Wie viel Holzkohle er jährlich produziert, will er nicht sagen. Wie es mit seiner Köhlerei weitergeht, weiß er nicht. In den vergangenen fünf Jahren ist der Holzpreis auf das Doppelte gestiegen, kostet etwa 64 Euro pro Festmeter. 'Die Gemeinden produzieren mit Hackschnitzeln subventionierten Strom, das treibt den Holzpreis auf Kosten anderer in die Höhe', sagt er. Die steigenden Einkaufspreise für sein Ausgangsmaterial schmälern den Gewinn. Das Holz kauft er bei den Eigentümern der umliegenden Wälder. Neben dem wirtschaftlichen hat der Köhler ein Nachfolgeproblem: Er ist nicht verheiratet und hat keine Kinder. 'Mir geht es wie den Bauern: eine Frau zum Geldausgeben findet man leicht, eine zum Mitarbeiten nur schwer.' Als Jurist hätte er eventuell mehr Chancen gehabt.
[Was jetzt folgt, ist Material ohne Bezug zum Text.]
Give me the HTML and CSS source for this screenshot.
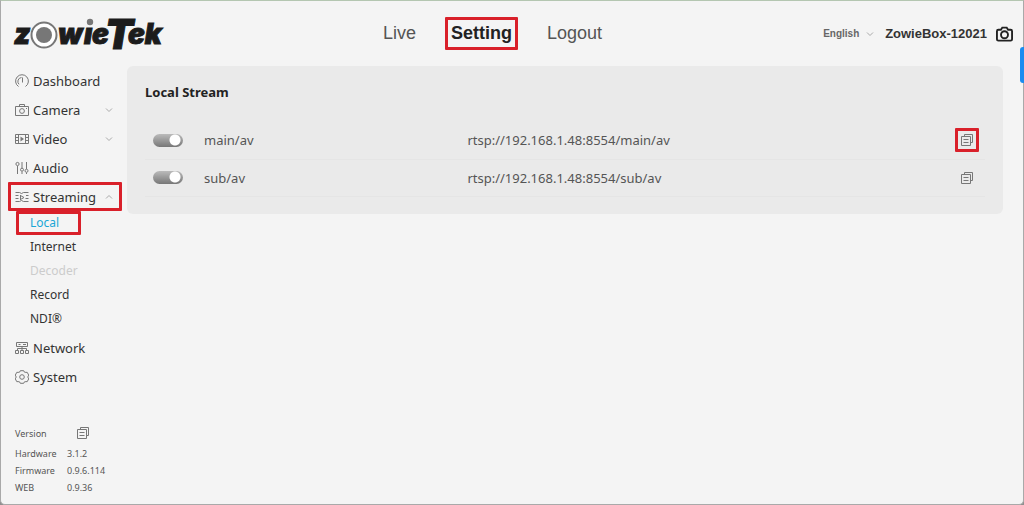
FILE: index.html
```html
<!DOCTYPE html>
<html lang="en">
<head>
  <meta charset="UTF-8" />
  <title>ZowieBox | Local Stream</title>
  <link rel="stylesheet" href="styles.css">
</head>
<body>

  <!-- Shared icons -->
  <svg class="sprite" aria-hidden="true">
    <symbol id="copy" viewBox="0 0 14 14">
      <path d="M4.500 3.500v-2h8v8h-2M1.500 3.500h9v9h-9zM3.500 6.500h5M3.500 9.500h5" />
    </symbol>
    <symbol id="down" viewBox="0 0 8 8">
      <path d="M1 2.500l3 3 3-3" />
    </symbol>
    <symbol id="up" viewBox="0 0 8 8">
      <path d="M1 5.500l3-3 3 3" />
    </symbol>
  </svg>

  <!-- Header -->
  <header>
    <svg class="logo" viewBox="0 -12 152 60" role="img" aria-label="ZowieTek">
      <text class="word" x="1" y="28">z</text>
      <circle class="ring" cx="31" cy="19" r="12.500" />
      <circle class="dot" cx="31" cy="19" r="8" />
      <text class="word" x="45" y="28">w</text>
      <text class="word" x="71" y="28">ı</text>
      <circle class="dot" cx="77" cy="6" r="3.200" />
      <text class="word" x="79" y="28">e</text>
      <text class="word big" x="92" y="33">T</text>
      <text class="word" x="115" y="28">ek</text>
    </svg>
    <nav class="top-nav">
      <a href="#">Live</a>
      <a href="#" class="active marked">Setting</a>
      <a href="#">Logout</a>
    </nav>
    <div class="tools">
      <select class="language" aria-label="Language">
        <option>English</option>
      </select>
      <svg class="icon arrow"><use href="#down" /></svg>
      <span class="device">ZowieBox-12021</span>
      <button class="snapshot" aria-label="Snapshot">
        <svg class="icon" viewBox="0 0 18 16"><path d="M2.500 3.500h2.700l1.500-2.300h4.600l1.500 2.300h2.700q1.500 0 1.500 1.500v8.500q0 1.500-1.500 1.500h-13Q1 15 1 13.500V5q0-1.500 1.500-1.500z" /><circle cx="9" cy="8.800" r="3.700" /></svg>
      </button>
    </div>
  </header>

  <div class="layout">
    <!-- Sidebar -->
    <aside>
      <ul class="menu">
        <li><a href="#">
          <svg class="icon" viewBox="0 0 14 14"><path d="M3.500 12.500A6.400 6.400 0 1 1 10.500 12.500M4 10.300A4 4 0 0 1 6.500 3.500M7.500 3.500v5" /></svg>
          Dashboard</a></li>
        <li><a href="#">
          <svg class="icon" viewBox="0 0 14 14"><path d="M.500 3.500h13v9H.500zM4.500 3.500v-2h5v2M11 5.500h1" /><circle cx="7" cy="8" r="2.400" /></svg>
          Camera
          <svg class="icon arrow"><use href="#down" /></svg></a></li>
        <li><a href="#">
          <svg class="icon" viewBox="0 0 14 14"><path d="M.500 2.500h13v9H.500zM3.500 2.500v9M10.500 2.500v9M.500 5.500h3M.500 8.500h3M10.500 5.500h3M10.500 8.500h3" /><path class="solid" d="M5.500 4.500v5l3.500-2.500z" /></svg>
          Video
          <svg class="icon arrow"><use href="#down" /></svg></a></li>
        <li><a href="#">
          <svg class="icon" viewBox="0 0 14 14"><path d="M2.500 5v8M7 1v6M7 10.500V13M11.500 1v7M11.500 11.500V13" /><circle cx="2.500" cy="3" r="1.600" /><circle cx="7" cy="8.700" r="1.500" /><circle cx="11.500" cy="9.800" r="1.500" /></svg>
          Audio</a></li>
        <li><a href="#" class="marked">
          <svg class="icon" viewBox="0 0 14 14"><path d="M.500 2.500h4l2 1 2-1h5M.500 5.500h3M.500 8.500h3M.500 11.500h4l2-1 2 1h5M11 5.500h2.500M10.500 8.500h3M5.500 5v5M5.500 5.500L9 7.500l-3.500 2" /></svg>
          Streaming
          <svg class="icon arrow"><use href="#up" /></svg></a>
          <ul class="submenu">
            <li><a href="#" class="current marked">Local</a></li>
            <li><a href="#">Internet</a></li>
            <li><a class="disabled">Decoder</a></li>
            <li><a href="#">Record</a></li>
            <li><a href="#">NDI®</a></li>
          </ul>
        </li>
        <li><a href="#">
          <svg class="icon" viewBox="0 0 14 14"><path d="M1.500 1.500h11v4h-11zM3.500 3.500h2M8 3.500h3M7 5.500v4M2.500 9.500v-2h9v2M.500 9.500h3v3h-3zM5.500 9.500h3v3h-3zM10.500 9.500h3v3h-3z" /></svg>
          Network</a></li>
        <li><a href="#">
          <svg class="icon" viewBox="0 0 14 14"><path d="M5.300.700h3.400q.3 2 2.200 1.700l1.300-.1 1.500 2.800q-1.800 1.900 0 3.800l-1.500 2.800-1.300-.1q-1.900-.3-2.200 1.700H5.300q-.3-2-2.200-1.700l-1.300.1L.300 8.900q1.800-1.900 0-3.800l1.500-2.800 1.300.1Q5 2.700 5.300.700z" /><circle cx="7" cy="7" r="2.300" /></svg>
          System</a></li>
      </ul>

      <dl class="versions">
        <dt>Version</dt>
        <dd><button class="copy" aria-label="Copy version"><svg class="icon"><use href="#copy" /></svg></button></dd>
        <dt>Hardware</dt>
        <dd>3.1.2</dd>
        <dt>Firmware</dt>
        <dd>0.9.6.114</dd>
        <dt>WEB</dt>
        <dd>0.9.36</dd>
      </dl>
    </aside>

    <!-- Streams -->
    <main>
      <section class="card">
        <h2>Local Stream</h2>
        <table>
          <tr>
            <td class="switch"><input type="checkbox" id="main" checked></td>
            <td class="name"><label for="main">main/av</label></td>
            <td class="address">rtsp://192.168.1.48:8554/main/av</td>
            <td class="action"><button class="copy marked" aria-label="Copy main address"><svg class="icon"><use href="#copy" /></svg></button></td>
          </tr>
          <tr>
            <td class="switch"><input type="checkbox" id="sub" checked></td>
            <td class="name"><label for="sub">sub/av</label></td>
            <td class="address">rtsp://192.168.1.48:8554/sub/av</td>
            <td class="action"><button class="copy" aria-label="Copy sub address"><svg class="icon"><use href="#copy" /></svg></button></td>
          </tr>
        </table>
      </section>
    </main>
  </div>

  <button class="side-tab" aria-label="Open panel"></button>

</body>
</html>
```
FILE: styles.css
```css
* {
  box-sizing: border-box;
  margin: 0;
  padding: 0;
}

html {
  background: #8f8f8f;
}

body {
  display: flex;
  flex-direction: column;
  min-height: 100vh;
  background: #f4f4f4;
  border: 1px solid #a9a9a9;
  border-top-color: #b4c6b1;
  border-radius: 0 0 5px 5px;
  color: #333;
  font-family: "Noto Sans", sans-serif;
  font-size: 13px;
}

a {
  color: inherit;
  text-decoration: none;
}

ul {
  list-style: none;
}

button {
  background: none;
  border: none;
  cursor: pointer;
}

.sprite {
  position: absolute;
  width: 0;
  height: 0;
}

.icon {
  display: block;
  flex: none;
  width: 14px;
  height: 14px;
  fill: none;
  stroke: #777;
  stroke-width: 1;
}

.icon .solid {
  fill: #777;
  stroke: none;
}

.icon.arrow {
  width: 8px;
  height: 8px;
  stroke: #aaa;
}

/* red frame round a highlighted control */
.marked {
  position: relative;
}

.marked::after {
  content: "";
  position: absolute;
  inset: 0;
  border: 3px solid #d9202a;
  border-radius: 1px;
}

/* Header */
header {
  display: grid;
  grid-template-columns: 9fr auto 10fr;
  align-items: center;
  height: 65px;
  padding: 0 10px 0 12px;
  font-family: "Liberation Sans", Arial, sans-serif;
}

.logo {
  width: 152px;
  height: 60px;
}

.logo .word {
  fill: #1c1c1c;
  stroke: #1c1c1c;
  stroke-width: 1;
  font-family: Inter, sans-serif;
  font-size: 28px;
  font-weight: 900;
  font-style: italic;
}

.logo .big {
  font-size: 41px;
}

.logo .ring {
  fill: #fff;
  stroke: #777;
  stroke-width: 2;
}

.logo .dot {
  fill: #777;
}

.top-nav {
  display: flex;
  align-items: center;
  gap: 29px;
  color: #555;
  font-size: 18px;
}

.top-nav .active {
  padding: 6px;
  color: #222;
  font-weight: bold;
}

.tools {
  display: flex;
  align-items: center;
  justify-content: flex-end;
  font-weight: bold;
}

.language {
  appearance: none;
  width: 43px;
  background: none;
  border: none;
  color: #666;
  font: inherit;
  font-size: 10px;
}

.device {
  margin: 0 9px 0 11px;
}

.snapshot .icon {
  width: 17px;
  height: 16px;
  stroke: #222;
  stroke-width: 2;
}

/* Sidebar */
.layout {
  display: flex;
  flex: 1;
}

aside {
  display: flex;
  flex-direction: column;
  justify-content: space-between;
  width: 126px;
  padding: 0 5px 8px 7px;
}

.menu > li > a {
  display: flex;
  align-items: center;
  gap: 4px;
  height: 29px;
  padding: 0 9px 0 7px;
}

.menu .arrow {
  margin-left: auto;
}

.submenu {
  margin-bottom: 2px;
  padding-left: 8px;
  font-size: 12px;
}

.submenu a {
  display: block;
  width: 65px;
  padding-left: 14px;
  line-height: 24px;
}

.submenu .current {
  color: #1aa7d6;
}

.submenu .disabled {
  color: #ccc;
}

.versions {
  display: grid;
  grid-template-columns: 52px 1fr;
  align-items: center;
  padding-left: 7px;
  color: #555;
  font-size: 9px;
  line-height: 17px;
}

.versions .copy {
  margin-left: 4px;
}

/* Stream card */
main {
  flex: 1;
  padding-right: 20px;
}

.card {
  padding: 17px 18px;
  background: #eaeaea;
  border-radius: 6px;
}

.card h2 {
  margin-bottom: 21px;
  color: #222;
  font-size: 13px;
  line-height: 18px;
}

table {
  width: 100%;
  border-collapse: collapse;
  color: #555;
}

td {
  height: 37px;
  border-bottom: 1px solid #e5e5e5;
}

.switch {
  width: 59px;
  padding-left: 8px;
}

.name {
  width: 31%;
}

.address {
  padding-left: 3px;
}

.action {
  width: 30px;
}

.switch input {
  appearance: none;
  display: block;
  width: 30px;
  height: 13px;
  border-radius: 7px;
  background: radial-gradient(circle at 22px 6px, #fff 5px, transparent 6px), linear-gradient(#bbb, #777);
  cursor: pointer;
}

.copy {
  display: block;
  padding: 5px;
}

.side-tab {
  position: absolute;
  top: 47px;
  right: 0;
  width: 4px;
  height: 36px;
  background: #1a8cf0;
  border-radius: 3px 0 0 3px;
}
```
Denn nach dem Abitur studierte er in Tübingen Jura. 'Ich dachte, damit einen ordentlichen Beruf erlernt zu haben.' Letztendlich habe man es aber ständig mit streitsüchtigen Menschen zu tun. Nur ein paar Monate hat Wengert als Jurist mit erstem Staatsexamen in der Immobilienbranche gearbeitet. Das ging nicht gut. 'Ich will mein eigener Herr sein.' Als Köhler ist er das.